Maar er zijn ook overeenkomsten: de sterke nadruk op mise-en-scène (de lijn BressonAndré Bazin–Godard), het afwijzen van de ‘motivated camera’ van Hollywood, het effectieve gebruik van geluid en stilte, de stijlfiguur van de ellips (in het midden van Pickpocket zegt Michel dat hij twee jaar weg is geweest, het fatale ongeluk van Paul wordt niet getoond). De cuts van Bresson zijn minder hard dan die van Godard, maar vaak verrassend. Voorts is er de keuze en regie van de acteurs. De jonge mensen in films als Masculin féminin, Pickpocket of Le diable probablement zijn zo veel mogelijk zichzelf, geen sterren als Cary Grant of Marilyn Monroe, maar echte mensen, die herkenbaar zijn voor ons en zeker moeten zijn geweest voor het jonge, cinefiele publiek in het Quartier Latin dat de bioscopen frequenteerde in de tijd dat de films werden gemaakt. Jean-Pierre Léaud speelde een rol die ongetwijfeld dicht bij hem stond en die hij ook in een aantal films van Truffaut vertolkte, die van de jonge intellectuele twijfelaar.
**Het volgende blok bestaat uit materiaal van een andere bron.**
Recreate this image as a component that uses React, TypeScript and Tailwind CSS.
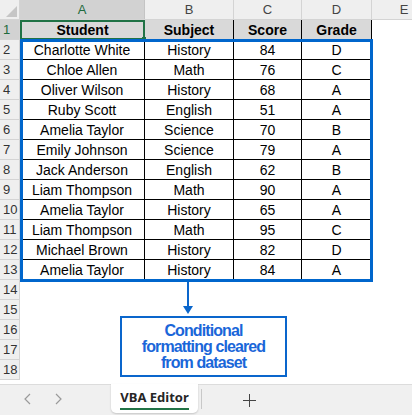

Chantal Goya is door Godard gecast omdat zij ook in het echte leven een zangeres was.

Ik denk te weten wat Godard bedoelde toen hij zei dat voor hem Bresson een “model of conscience” is. Beide filmmakers zijn realist. Bressons intellectuele luciditeit en eerlijkheid kan men als volgt omschrijven: het inruilen van vooroordelen voor een eenvoud die de waarheid geen geweld aandoet, maar bevrijdt. In de woorden van Paul: “Bewust zijn is openstaan naar de wereld. Eerlijk zijn is handelen alsof tijd niet bestond. Het leven zien, het echt zien, dat is wat wijsheid betekent.” In Masculin féminin zien we Godard dit ideaal nog éénmaal omarmen, om er afscheid van te nemen. Haastig: de tijd riep, de geschiedenis wacht op niemand.